---- Given data

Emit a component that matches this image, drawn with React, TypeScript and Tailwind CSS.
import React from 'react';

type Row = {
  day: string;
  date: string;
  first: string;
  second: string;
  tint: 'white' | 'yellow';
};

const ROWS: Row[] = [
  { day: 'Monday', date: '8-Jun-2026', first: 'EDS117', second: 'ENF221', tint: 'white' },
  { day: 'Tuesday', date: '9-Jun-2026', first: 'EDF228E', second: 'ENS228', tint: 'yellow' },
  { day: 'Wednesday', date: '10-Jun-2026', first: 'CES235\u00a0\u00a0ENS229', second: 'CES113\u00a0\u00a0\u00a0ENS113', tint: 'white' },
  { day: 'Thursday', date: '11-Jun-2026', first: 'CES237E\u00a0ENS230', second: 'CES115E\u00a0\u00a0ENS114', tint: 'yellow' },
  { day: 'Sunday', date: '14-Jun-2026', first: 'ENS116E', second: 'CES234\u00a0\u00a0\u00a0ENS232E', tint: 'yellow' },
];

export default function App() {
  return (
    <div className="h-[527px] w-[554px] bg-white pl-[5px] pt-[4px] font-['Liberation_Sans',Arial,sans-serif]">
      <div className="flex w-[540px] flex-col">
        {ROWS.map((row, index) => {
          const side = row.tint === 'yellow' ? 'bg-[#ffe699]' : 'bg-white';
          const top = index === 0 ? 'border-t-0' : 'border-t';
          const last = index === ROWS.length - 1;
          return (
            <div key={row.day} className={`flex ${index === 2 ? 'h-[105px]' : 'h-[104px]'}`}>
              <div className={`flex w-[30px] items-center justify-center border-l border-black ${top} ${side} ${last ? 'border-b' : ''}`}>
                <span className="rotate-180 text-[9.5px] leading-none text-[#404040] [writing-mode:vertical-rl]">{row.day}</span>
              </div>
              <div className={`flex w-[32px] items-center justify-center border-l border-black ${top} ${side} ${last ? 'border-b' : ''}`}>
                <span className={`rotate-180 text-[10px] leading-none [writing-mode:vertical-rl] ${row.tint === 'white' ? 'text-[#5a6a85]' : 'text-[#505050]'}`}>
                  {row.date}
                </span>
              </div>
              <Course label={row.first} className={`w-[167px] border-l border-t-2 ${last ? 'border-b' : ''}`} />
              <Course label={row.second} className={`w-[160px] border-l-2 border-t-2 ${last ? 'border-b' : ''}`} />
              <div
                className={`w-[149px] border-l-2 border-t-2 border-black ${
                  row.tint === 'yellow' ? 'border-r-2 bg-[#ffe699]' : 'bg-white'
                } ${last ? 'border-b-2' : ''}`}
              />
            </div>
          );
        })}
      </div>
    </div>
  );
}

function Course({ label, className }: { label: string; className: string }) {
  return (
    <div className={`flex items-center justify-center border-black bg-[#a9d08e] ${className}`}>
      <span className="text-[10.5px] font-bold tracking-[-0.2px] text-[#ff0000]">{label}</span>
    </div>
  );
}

--------

● Directions for this task
Find every line that holds "React" and copy it.

● The result
Emit a component that matches this image, drawn with React, TypeScript and Tailwind CSS.
import React from 'react';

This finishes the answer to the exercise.